Herne’s grandmother’s hands worry at the edges of her crossword puzzle. “Well, for whatever it’s worth, your daughter sounds like she’s growing up to be a wonderful young lady.”

That brings a slight smile to the mother’s face. “I think you’re right.”

There are a few more words, all of it small talk, a few more minutes, and then another car turns into the not-so desolate lot.

“They’re still inside,” the man grunts just as the driver side door begins to crack open.

“I thought they might be.” A small man with dark hair slicked all the way back; the Mouse’s partner. “She likes me to wait out front for her… it seems that cars make her nervous now.”

“Oh?” The woman with brown hair looks at him, her eyes raising a silent question.

“My, uh, fiancée.” He blushes. “I’m here because of her.”

Like the old woman there is a phone call from an unknown number, but there is no familiar voice from the other end.

“What’s the story with that then?” The gray-haired man inhales burning tobacco and coughs it back out.

Herne’s grandmother glares at the Page’s accomplice, but can say nothing before his question is answered.

“She wasn’t hurt, not in the way most people here are, but someone did try.”

An emergency room with almost fifty people crammed together; but the little man has eyes only for a woman wrapped up in a shock blanket, with hair as dark as his own.

“The police are the ones who called me about it, apparently an ex of hers decided to buy himself a gun and jumped into her car while she stopped at a red light.”

The oldest two of the group’s three female members put hands to their mouths.

“Oh my…” The grandmother struggles for words.

“She… fought him off.”

The chainsmoker picks his teeth with the long, and rather dirty, nail of one finger. “Lucky girl.”

“Mickey!” A name, an embrace and many, many tears. “I thought… I thought that I’d never see you again!”

“I don’t know if I’d call it that.”

The doors open after a few more minutes of waiting, but nothing more of note is said tonight.

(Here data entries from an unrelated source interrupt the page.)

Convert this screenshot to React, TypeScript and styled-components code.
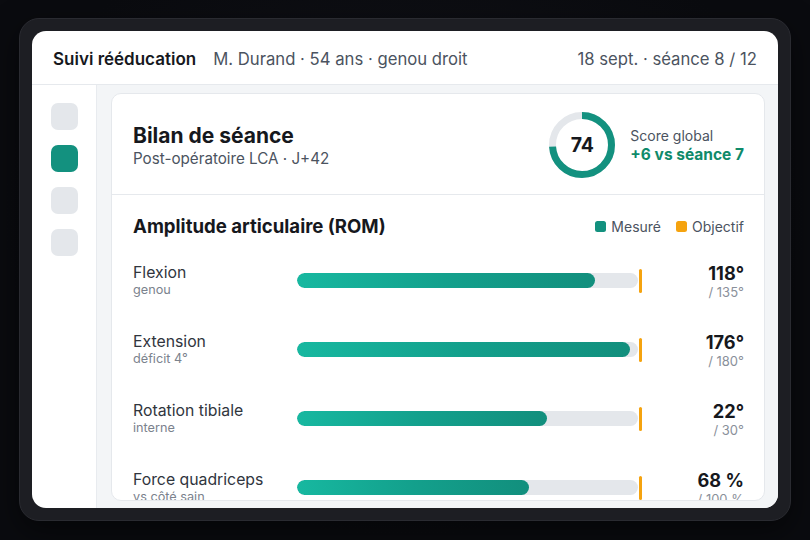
import React from "react";
import styled, { createGlobalStyle } from "styled-components";

const GlobalStyle = createGlobalStyle`
  * { box-sizing: border-box; }
  html, body { margin: 0; padding: 0; background: #0a0b0f; }
  body { font-family: Inter, "Noto Sans", "Liberation Sans", sans-serif; -webkit-font-smoothing: antialiased; }
`;

const Page = styled.div`
  width: 810px;
  height: 540px;
  padding: 18px 19px 19px 19px;
  display: flex;
  background: radial-gradient(ellipse at 50% 40%, #111218 0%, #0a0b0f 70%);
`;

const Device = styled.div`
  flex: 1;
  display: flex;
  padding: 12px;
  border-radius: 20px;
  background: #1d1e23;
  border: 1px solid #2a2b31;
  box-shadow: 0 10px 30px rgba(0, 0, 0, 0.5);
`;

const Screen = styled.div`
  flex: 1;
  display: flex;
  flex-direction: column;
  background: #ffffff;
  border-radius: 14px;
  overflow: hidden;
`;

const TopBar = styled.header`
  height: 54px;
  flex: none;
  display: flex;
  align-items: center;
  padding: 3px 21px 0;
  border-bottom: 1px solid #e6e9ed;
  font-size: 16.7px;
`;

const AppTitle = styled.span`
  font-size: 17px;
  font-weight: 600;
  color: #16181d;
  margin-right: 17px;
`;

const Patient = styled.span`
  color: #4b5360;
  flex: 1;
`;

const SessionInfo = styled.span`
  color: #4b5360;
`;

const Body = styled.div`
  flex: 1;
  display: flex;
  min-height: 0;
`;

const Rail = styled.nav`
  width: 65px;
  flex: none;
  display: flex;
  flex-direction: column;
  align-items: center;
  gap: 15px;
  padding-top: 18px;
  border-right: 1px solid #e8ebef;
`;

const RailItem = styled.div<{ $active?: boolean }>`
  width: 27px;
  height: 27px;
  border-radius: 7px;
  background: ${(p) => (p.$active ? "#13917f" : "#e4e7eb")};
`;

const Main = styled.main`
  flex: 1;
  display: flex;
  min-width: 0;
  background: #f3f5f7;
  padding: 8px 13px 7px 14px;
`;

const Card = styled.section`
  flex: 1;
  display: flex;
  flex-direction: column;
  background: #ffffff;
  border: 1px solid #e5e8ec;
  border-radius: 10px;
  overflow: hidden;
`;

const CardHead = styled.div`
  flex: none;
  display: flex;
  align-items: center;
  justify-content: space-between;
  padding: 18px 20px 16px 21px;
  border-bottom: 1px solid #e6e9ed;
`;

const HeadText = styled.div`
  display: flex;
  flex-direction: column;
  gap: 1px;
`;

const CardTitle = styled.h1`
  margin: 0;
  font-size: 21px;
  line-height: 25px;
  font-weight: 700;
  color: #16181d;
`;

const CardSub = styled.div`
  font-size: 15.2px;
  line-height: 19px;
  color: #4b5360;
`;

const Score = styled.div`
  display: flex;
  align-items: center;
  gap: 15px;
`;

const RingBox = styled.div`
  width: 66px;
  height: 66px;
  display: grid;
  place-items: center;
  position: relative;

  svg {
    position: absolute;
    inset: 0;
  }
`;

const RingValue = styled.span`
  position: relative;
  font-size: 19.5px;
  font-weight: 700;
  color: #16181d;
`;

const ScoreText = styled.div`
  display: flex;
  flex-direction: column;
`;

const ScoreLabel = styled.span`
  font-size: 14px;
  line-height: 18px;
  color: #4b5360;
`;

const ScoreDelta = styled.span`
  font-size: 15.5px;
  line-height: 19px;
  font-weight: 700;
  color: #0f8a6a;
`;

const Section = styled.div`
  padding: 20px 20px 0 21px;
  display: flex;
  flex-direction: column;
`;

const SectionHead = styled.div`
  display: flex;
  align-items: center;
  justify-content: space-between;
  height: 22px;
`;

const SectionTitle = styled.h2`
  margin: 0;
  font-size: 18.6px;
  line-height: 22px;
  font-weight: 700;
  color: #16181d;
`;

const Legend = styled.div`
  display: flex;
  align-items: center;
  gap: 15px;
`;

const LegendItem = styled.span`
  display: flex;
  align-items: center;
  gap: 5px;
  font-size: 14px;
  color: #4b5360;
`;

const Swatch = styled.span<{ $color: string }>`
  width: 11px;
  height: 11px;
  border-radius: 2.5px;
  background: ${(p) => p.$color};
`;

const Rows = styled.div`
  display: flex;
  flex-direction: column;
  gap: 35px;
  margin-top: 24px;
`;

const Row = styled.div`
  height: 34px;
  display: grid;
  grid-template-columns: 164px 345px 1fr;
  align-items: center;
`;

const Label = styled.div`
  display: flex;
  flex-direction: column;
`;

const LabelMain = styled.span`
  font-size: 15.8px;
  line-height: 19px;
  color: #30353d;
  white-space: nowrap;
`;

const LabelSub = styled.span`
  font-size: 12.7px;
  line-height: 15.5px;
  color: #7b828d;
  white-space: nowrap;
`;

const BarCell = styled.div`
  display: flex;
  align-items: center;
  gap: 1px;
`;

const Track = styled.div`
  width: 341px;
  height: 15px;
  border-radius: 8px;
  background: #e4e7eb;
  overflow: hidden;
`;

const Fill = styled.div`
  height: 100%;
  border-radius: 8px;
  background: linear-gradient(90deg, #17b8a0 0%, #13a08c 50%, #128f7d 100%);
`;

const Target = styled.div`
  width: 3px;
  height: 24px;
  border-radius: 1.5px;
  background: #f5a30f;
`;

const Value = styled.div`
  display: flex;
  flex-direction: column;
  align-items: flex-end;
  padding-top: 2px;
`;

const ValueMain = styled.span`
  font-size: 18.2px;
  line-height: 21px;
  font-weight: 700;
  color: #16181d;
  white-space: nowrap;
`;

const ValueTarget = styled.span`
  font-size: 13px;
  line-height: 16px;
  color: #8a909a;
  white-space: nowrap;
`;

type Measure = {
  name: string;
  note: string;
  value: number;
  target: number;
  unit: string;
};

const measures: Measure[] = [
  { name: "Flexion", note: "genou", value: 118, target: 135, unit: "°" },
  { name: "Extension", note: "déficit 4°", value: 176, target: 180, unit: "°" },
  { name: "Rotation tibiale", note: "interne", value: 22, target: 30, unit: "°" },
  { name: "Force quadriceps", note: "vs côté sain", value: 68, target: 100, unit: " %" },
];

function ScoreRing({ value }: { value: number }) {
  const r = 29.5;
  const c = 2 * Math.PI * r;
  return (
    <RingBox>
      <svg width="66" height="66" viewBox="0 0 66 66">
        <circle cx="33" cy="33" r={r} fill="none" stroke="#e4e7eb" strokeWidth="7" />
        <circle
          cx="33"
          cy="33"
          r={r}
          fill="none"
          stroke="#13917f"
          strokeWidth="7"
          strokeDasharray={`${(value / 100) * c} ${c}`}
          transform="rotate(-90 33 33)"
        />
      </svg>
      <RingValue>{value}</RingValue>
    </RingBox>
  );
}

export default function App() {
  return (
    <>
      <GlobalStyle />
      <Page>
        <Device>
          <Screen>
            <TopBar>
              <AppTitle>Suivi rééducation</AppTitle>
              <Patient>M. Durand · 54 ans · genou droit</Patient>
              <SessionInfo>18 sept. · séance 8 / 12</SessionInfo>
            </TopBar>
            <Body>
              <Rail>
                <RailItem />
                <RailItem $active />
                <RailItem />
                <RailItem />
              </Rail>
              <Main>
                <Card>
                  <CardHead>
                    <HeadText>
                      <CardTitle>Bilan de séance</CardTitle>
                      <CardSub>Post-opératoire LCA · J+42</CardSub>
                    </HeadText>
                    <Score>
                      <ScoreRing value={74} />
                      <ScoreText>
                        <ScoreLabel>Score global</ScoreLabel>
                        <ScoreDelta>+6 vs séance 7</ScoreDelta>
                      </ScoreText>
                    </Score>
                  </CardHead>
                  <Section>
                    <SectionHead>
                      <SectionTitle>Amplitude articulaire (ROM)</SectionTitle>
                      <Legend>
                        <LegendItem>
                          <Swatch $color="#13917f" />
                          Mesuré
                        </LegendItem>
                        <LegendItem>
                          <Swatch $color="#f5a30f" />
                          Objectif
                        </LegendItem>
                      </Legend>
                    </SectionHead>
                    <Rows>
                      {measures.map((m) => (
                        <Row key={m.name}>
                          <Label>
                            <LabelMain>{m.name}</LabelMain>
                            <LabelSub>{m.note}</LabelSub>
                          </Label>
                          <BarCell>
                            <Track>
                              <Fill style={{ width: `${(m.value / m.target) * 100}%` }} />
                            </Track>
                            <Target />
                          </BarCell>
                          <Value>
                            <ValueMain>
                              {m.value}
                              {m.unit}
                            </ValueMain>
                            <ValueTarget>
                              / {m.target}
                              {m.unit}
                            </ValueTarget>
                          </Value>
                        </Row>
                      ))}
                    </Rows>
                  </Section>
                </Card>
              </Main>
            </Body>
          </Screen>
        </Device>
      </Page>
    </>
  );
}
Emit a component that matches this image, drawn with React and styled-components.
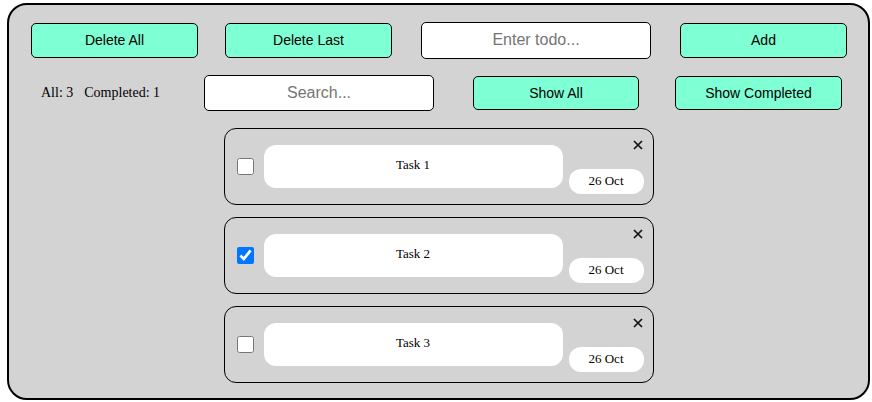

The grandmother, the mother and the sister, the partner and the friend, they go their separate ways.

A young man with mud-encrusted boots hurries across the gravel to climb into the passenger seat of the old woman’s Bug.

“Gran, there was this guy, he-”

A man with wild eyes and hair tears from the building and grabs the sleeve of the smoker’s shirt. “Did you bring it?”

“That doctor, he’s the one who-”

A little girl with a stuffed green doll runs up to grab the leg of her sister.

“Nani, we think Lilo was-”

Another, slightly older, child makes her way over to the disbanding group and takes her mother’s hand. “How is he?” she asks, looking up at the woman.

“I saw Peter’s father-”

A woman with dark hair bounds up to the remaining man and plants a quick kiss on his cheek.

“It was Mortimer, he had a gun, I think he wanted to-”

Within moments the parking lot of the Palace is empty. The conversation is not forgotten yet, but it will be someday; nothing of note has been said after all.

They are not the ones with a story to tell.